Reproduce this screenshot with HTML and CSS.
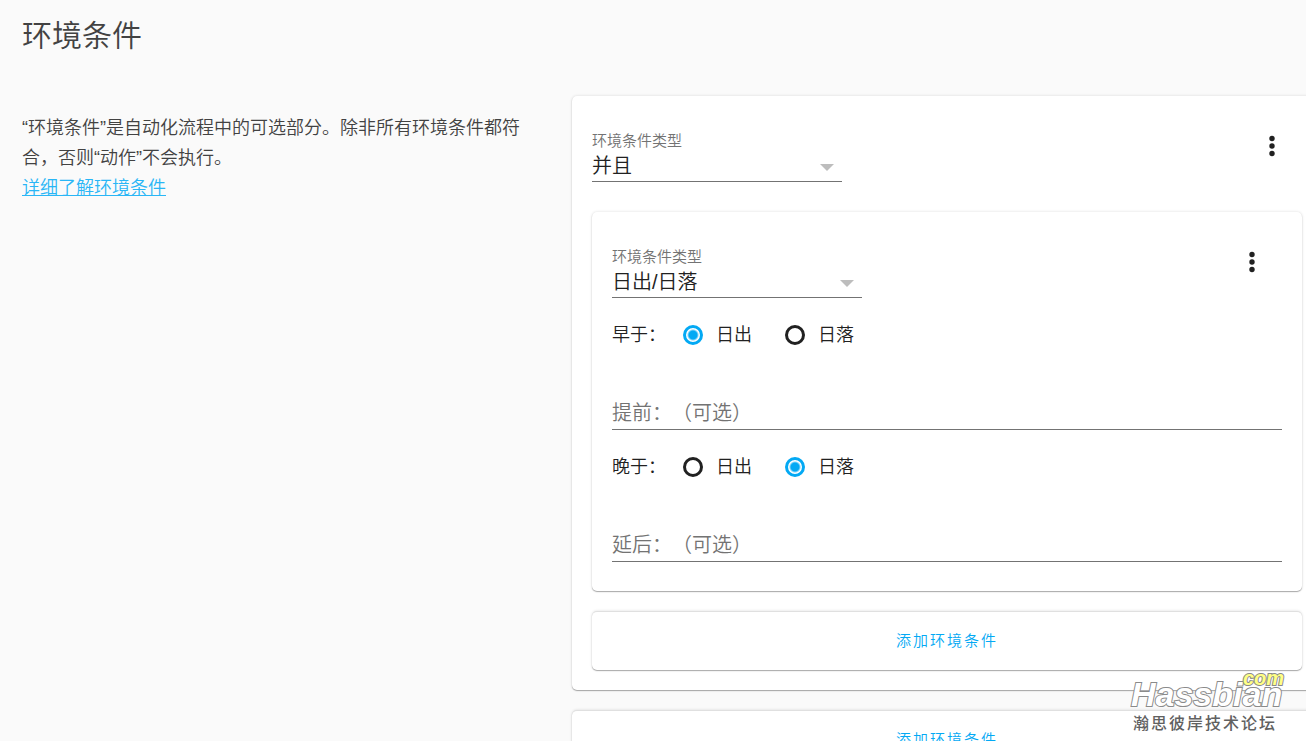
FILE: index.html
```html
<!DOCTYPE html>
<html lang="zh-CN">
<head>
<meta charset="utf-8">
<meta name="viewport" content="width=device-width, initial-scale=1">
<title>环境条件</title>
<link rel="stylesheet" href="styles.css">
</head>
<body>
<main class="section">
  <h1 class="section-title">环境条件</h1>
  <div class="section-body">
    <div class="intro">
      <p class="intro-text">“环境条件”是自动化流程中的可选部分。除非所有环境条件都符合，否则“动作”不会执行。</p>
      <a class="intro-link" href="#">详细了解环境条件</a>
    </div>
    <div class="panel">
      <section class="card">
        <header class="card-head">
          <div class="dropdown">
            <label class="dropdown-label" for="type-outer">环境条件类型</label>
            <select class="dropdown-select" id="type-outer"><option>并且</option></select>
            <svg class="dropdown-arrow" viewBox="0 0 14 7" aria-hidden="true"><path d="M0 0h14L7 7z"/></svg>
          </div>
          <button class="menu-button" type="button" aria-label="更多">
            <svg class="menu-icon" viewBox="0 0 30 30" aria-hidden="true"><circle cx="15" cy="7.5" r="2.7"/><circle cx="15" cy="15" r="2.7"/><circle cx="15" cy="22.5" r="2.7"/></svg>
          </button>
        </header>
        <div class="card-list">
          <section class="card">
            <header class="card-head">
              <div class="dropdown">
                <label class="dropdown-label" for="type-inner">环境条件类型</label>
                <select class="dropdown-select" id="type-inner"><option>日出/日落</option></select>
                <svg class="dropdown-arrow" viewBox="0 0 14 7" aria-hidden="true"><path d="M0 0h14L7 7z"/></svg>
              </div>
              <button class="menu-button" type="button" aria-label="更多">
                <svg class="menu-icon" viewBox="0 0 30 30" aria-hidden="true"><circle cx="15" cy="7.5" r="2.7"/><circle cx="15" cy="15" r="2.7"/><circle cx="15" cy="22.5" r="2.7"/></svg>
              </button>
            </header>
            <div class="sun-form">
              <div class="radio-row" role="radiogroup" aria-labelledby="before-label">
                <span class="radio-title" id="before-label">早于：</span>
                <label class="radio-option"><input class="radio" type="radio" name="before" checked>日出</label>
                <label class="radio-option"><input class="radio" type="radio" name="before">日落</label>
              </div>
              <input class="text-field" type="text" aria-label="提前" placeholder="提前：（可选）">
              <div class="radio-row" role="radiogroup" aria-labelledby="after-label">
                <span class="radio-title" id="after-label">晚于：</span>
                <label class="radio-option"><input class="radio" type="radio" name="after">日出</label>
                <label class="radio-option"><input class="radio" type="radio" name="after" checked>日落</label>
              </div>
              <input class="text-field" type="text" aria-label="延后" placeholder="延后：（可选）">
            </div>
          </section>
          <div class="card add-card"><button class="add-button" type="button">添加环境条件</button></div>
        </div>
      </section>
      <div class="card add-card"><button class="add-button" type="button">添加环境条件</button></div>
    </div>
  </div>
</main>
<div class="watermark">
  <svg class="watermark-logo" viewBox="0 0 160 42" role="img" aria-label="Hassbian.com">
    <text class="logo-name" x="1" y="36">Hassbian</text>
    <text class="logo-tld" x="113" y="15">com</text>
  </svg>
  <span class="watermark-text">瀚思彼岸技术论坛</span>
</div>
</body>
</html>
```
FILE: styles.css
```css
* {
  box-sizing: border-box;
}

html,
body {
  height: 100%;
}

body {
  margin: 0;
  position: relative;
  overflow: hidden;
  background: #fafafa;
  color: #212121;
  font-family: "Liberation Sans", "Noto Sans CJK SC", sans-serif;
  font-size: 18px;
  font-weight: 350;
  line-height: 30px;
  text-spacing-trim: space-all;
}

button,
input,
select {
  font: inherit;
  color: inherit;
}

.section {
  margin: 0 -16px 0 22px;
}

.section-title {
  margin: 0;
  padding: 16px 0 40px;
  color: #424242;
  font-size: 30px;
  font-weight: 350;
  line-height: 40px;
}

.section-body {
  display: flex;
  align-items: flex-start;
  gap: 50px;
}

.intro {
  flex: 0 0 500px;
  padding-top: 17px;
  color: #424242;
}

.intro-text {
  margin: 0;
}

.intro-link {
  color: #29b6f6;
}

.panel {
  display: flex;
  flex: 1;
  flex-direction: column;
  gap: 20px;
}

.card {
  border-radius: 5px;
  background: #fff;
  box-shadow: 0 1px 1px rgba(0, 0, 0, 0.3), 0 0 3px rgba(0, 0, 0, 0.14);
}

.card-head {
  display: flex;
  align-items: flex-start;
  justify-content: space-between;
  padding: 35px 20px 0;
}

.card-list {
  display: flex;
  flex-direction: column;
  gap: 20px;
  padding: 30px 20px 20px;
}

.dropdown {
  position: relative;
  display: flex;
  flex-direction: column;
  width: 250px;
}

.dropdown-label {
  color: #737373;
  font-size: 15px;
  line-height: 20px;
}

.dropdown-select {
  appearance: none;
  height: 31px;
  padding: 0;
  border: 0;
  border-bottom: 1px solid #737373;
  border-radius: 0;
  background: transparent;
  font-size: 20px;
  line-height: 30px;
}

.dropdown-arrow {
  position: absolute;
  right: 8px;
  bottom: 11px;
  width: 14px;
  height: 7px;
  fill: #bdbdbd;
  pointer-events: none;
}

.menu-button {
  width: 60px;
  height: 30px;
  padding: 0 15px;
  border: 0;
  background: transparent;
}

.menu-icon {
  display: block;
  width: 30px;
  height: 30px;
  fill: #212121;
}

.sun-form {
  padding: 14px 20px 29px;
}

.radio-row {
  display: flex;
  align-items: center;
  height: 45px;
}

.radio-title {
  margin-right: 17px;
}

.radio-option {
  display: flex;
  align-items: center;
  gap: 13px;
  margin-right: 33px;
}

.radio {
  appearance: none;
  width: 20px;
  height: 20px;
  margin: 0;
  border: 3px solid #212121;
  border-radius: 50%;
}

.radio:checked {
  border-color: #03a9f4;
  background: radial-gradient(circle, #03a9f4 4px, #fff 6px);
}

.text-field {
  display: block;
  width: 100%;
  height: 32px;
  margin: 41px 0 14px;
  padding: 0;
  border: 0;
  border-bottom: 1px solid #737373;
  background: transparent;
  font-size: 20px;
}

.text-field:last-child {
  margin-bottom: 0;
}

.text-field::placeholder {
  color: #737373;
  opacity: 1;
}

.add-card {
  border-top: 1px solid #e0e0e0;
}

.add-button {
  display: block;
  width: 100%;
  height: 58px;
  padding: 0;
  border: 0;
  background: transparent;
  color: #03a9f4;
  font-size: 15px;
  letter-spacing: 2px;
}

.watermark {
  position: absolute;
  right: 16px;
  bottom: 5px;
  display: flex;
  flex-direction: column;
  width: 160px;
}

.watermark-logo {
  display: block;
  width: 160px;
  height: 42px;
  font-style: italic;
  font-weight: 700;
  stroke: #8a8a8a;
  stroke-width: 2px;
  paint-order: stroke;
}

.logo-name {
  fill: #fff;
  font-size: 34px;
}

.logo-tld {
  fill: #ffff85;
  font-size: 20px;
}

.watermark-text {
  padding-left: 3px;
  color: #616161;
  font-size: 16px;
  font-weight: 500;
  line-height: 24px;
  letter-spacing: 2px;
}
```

--------------------------------------------------

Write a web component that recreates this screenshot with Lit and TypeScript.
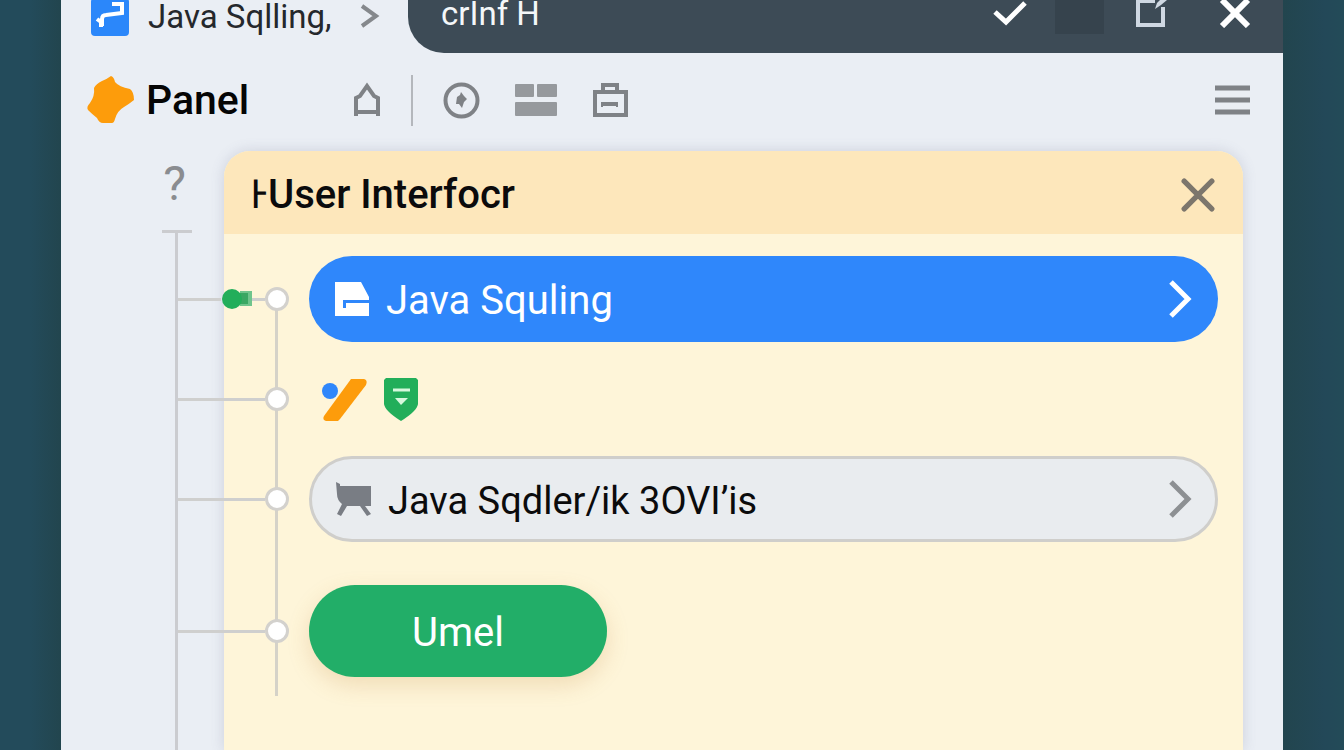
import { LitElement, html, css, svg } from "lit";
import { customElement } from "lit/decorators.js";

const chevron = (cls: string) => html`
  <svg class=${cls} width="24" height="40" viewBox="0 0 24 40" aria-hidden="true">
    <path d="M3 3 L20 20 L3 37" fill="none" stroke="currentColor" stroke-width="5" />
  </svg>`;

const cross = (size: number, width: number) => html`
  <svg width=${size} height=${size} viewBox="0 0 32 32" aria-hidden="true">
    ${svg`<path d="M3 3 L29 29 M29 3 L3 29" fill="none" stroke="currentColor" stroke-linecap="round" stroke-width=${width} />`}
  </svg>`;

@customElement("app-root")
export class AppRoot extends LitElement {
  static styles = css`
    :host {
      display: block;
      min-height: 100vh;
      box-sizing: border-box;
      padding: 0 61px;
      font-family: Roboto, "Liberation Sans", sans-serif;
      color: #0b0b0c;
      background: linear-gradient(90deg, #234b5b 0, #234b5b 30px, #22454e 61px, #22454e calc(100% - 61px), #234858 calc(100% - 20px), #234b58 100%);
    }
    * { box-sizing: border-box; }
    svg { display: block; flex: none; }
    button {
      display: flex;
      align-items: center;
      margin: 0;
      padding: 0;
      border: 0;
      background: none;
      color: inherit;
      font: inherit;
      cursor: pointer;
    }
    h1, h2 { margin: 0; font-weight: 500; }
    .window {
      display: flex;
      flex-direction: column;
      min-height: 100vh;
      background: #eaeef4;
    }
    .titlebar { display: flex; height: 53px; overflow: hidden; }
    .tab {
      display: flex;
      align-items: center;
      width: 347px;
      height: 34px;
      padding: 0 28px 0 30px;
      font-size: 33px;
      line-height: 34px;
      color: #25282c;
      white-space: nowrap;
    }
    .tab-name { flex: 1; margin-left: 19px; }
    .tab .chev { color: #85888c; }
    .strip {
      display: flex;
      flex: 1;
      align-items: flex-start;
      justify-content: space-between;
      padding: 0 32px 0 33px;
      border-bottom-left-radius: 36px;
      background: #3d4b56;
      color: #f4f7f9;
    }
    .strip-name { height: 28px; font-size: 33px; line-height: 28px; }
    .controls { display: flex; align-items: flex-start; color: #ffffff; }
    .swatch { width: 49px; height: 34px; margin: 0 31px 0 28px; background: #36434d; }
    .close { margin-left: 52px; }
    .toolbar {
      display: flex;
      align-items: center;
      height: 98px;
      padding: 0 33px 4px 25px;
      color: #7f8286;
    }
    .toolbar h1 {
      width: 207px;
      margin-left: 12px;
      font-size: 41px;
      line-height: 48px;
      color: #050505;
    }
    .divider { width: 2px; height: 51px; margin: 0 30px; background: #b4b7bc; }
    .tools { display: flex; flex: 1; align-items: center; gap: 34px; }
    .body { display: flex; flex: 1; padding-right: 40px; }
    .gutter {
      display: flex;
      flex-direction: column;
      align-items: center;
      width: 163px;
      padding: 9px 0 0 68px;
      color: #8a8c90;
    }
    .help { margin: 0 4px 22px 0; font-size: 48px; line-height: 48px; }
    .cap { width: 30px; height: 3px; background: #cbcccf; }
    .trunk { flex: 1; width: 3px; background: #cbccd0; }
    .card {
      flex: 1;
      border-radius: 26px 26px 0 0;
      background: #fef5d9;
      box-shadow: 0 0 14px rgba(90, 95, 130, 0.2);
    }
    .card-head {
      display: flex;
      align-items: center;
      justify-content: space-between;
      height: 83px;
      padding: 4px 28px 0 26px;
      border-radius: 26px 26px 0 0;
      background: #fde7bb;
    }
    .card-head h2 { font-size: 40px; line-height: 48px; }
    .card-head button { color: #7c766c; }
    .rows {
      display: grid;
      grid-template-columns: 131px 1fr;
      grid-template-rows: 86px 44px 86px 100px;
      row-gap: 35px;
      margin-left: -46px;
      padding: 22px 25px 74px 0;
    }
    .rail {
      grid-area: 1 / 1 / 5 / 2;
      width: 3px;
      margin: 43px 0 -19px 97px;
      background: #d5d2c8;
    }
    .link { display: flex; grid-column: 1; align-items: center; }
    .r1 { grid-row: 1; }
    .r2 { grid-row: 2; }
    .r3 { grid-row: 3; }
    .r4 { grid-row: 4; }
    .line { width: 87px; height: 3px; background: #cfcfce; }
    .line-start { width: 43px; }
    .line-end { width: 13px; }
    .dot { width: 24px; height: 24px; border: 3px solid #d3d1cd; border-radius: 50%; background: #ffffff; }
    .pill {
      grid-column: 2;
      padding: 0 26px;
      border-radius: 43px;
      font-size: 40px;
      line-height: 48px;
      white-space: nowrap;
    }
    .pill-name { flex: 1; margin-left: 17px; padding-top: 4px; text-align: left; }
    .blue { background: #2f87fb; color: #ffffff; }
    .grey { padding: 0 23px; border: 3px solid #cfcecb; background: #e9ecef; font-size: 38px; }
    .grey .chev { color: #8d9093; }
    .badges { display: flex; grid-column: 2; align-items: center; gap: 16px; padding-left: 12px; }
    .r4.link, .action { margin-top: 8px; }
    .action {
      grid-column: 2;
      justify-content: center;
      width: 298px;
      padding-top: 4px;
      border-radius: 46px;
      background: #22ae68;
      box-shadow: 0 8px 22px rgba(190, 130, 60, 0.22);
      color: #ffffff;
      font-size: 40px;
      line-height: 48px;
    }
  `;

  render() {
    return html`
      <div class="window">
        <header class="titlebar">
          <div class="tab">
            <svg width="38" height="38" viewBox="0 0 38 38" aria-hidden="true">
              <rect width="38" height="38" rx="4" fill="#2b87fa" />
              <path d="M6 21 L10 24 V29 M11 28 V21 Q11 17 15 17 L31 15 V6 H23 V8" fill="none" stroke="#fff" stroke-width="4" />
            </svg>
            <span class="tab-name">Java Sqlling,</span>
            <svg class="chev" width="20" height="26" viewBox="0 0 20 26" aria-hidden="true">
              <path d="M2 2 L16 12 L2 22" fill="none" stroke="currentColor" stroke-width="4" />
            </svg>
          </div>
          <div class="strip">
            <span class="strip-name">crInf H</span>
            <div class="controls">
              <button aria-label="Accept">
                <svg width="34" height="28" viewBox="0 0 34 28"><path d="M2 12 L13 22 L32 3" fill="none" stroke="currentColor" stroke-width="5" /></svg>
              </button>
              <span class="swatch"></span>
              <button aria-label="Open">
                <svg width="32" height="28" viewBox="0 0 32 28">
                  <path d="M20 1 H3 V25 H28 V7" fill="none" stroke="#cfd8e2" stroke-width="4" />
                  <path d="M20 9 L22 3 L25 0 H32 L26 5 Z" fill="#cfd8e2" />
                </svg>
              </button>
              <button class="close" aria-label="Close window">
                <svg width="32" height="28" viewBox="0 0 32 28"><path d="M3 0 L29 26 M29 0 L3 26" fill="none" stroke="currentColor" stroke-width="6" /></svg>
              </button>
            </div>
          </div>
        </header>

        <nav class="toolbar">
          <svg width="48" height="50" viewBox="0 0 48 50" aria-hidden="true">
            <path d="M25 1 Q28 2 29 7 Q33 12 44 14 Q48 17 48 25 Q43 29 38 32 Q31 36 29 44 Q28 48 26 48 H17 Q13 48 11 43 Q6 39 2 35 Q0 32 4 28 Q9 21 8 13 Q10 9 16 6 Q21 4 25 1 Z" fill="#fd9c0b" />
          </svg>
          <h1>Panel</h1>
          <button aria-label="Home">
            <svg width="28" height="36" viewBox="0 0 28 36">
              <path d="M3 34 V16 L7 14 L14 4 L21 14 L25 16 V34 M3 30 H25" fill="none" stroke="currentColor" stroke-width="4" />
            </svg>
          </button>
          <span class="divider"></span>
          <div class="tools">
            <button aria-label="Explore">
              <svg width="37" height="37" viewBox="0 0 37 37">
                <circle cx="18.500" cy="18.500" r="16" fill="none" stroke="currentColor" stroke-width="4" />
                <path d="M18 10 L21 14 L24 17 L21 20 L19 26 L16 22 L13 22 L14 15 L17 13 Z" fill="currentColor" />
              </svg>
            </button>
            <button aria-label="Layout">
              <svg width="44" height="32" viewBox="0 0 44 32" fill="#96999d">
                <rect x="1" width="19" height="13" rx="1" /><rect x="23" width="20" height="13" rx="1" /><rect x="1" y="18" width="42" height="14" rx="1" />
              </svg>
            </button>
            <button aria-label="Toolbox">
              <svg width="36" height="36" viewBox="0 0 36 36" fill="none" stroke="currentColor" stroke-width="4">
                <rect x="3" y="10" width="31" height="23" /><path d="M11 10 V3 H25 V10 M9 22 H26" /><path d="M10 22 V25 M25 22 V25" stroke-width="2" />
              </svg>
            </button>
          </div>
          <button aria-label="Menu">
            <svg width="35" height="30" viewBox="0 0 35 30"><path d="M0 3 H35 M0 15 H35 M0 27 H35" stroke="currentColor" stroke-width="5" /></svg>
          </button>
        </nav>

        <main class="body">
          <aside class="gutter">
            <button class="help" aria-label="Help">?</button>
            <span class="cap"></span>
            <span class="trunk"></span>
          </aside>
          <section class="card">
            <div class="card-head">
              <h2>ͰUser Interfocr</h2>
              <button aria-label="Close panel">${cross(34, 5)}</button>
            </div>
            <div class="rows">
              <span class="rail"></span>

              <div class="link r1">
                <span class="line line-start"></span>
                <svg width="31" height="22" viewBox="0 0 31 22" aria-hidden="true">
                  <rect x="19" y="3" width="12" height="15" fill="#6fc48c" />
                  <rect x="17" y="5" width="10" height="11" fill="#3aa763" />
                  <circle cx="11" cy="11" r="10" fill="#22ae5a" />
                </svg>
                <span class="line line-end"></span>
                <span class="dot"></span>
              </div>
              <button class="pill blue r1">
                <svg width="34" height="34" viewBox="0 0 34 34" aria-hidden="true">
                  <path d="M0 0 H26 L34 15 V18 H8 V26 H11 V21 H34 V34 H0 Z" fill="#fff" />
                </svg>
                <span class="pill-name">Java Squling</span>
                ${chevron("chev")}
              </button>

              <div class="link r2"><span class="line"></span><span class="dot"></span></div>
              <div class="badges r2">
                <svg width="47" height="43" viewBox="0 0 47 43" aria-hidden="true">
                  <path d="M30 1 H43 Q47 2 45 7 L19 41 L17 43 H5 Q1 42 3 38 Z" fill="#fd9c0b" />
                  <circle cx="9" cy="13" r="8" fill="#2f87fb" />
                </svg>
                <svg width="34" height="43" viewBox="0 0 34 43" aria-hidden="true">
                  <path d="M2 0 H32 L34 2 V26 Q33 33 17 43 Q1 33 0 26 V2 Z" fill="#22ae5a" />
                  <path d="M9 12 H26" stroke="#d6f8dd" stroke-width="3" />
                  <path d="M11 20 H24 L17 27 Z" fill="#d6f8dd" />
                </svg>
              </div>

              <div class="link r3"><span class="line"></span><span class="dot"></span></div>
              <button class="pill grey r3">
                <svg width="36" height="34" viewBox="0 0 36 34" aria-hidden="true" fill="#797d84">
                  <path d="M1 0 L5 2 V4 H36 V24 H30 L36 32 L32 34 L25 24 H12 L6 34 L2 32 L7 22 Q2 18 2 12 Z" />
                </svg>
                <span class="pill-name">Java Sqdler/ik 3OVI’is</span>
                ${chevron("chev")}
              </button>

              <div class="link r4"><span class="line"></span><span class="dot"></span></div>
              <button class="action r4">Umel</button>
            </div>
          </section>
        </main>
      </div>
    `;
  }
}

--------------------------------------------------

» **Request**
Copy out every line of the listing that contains the string "with".

» **Result for this task**
Reproduce this screenshot with HTML and CSS.
Write a web component that recreates this screenshot with Lit and TypeScript.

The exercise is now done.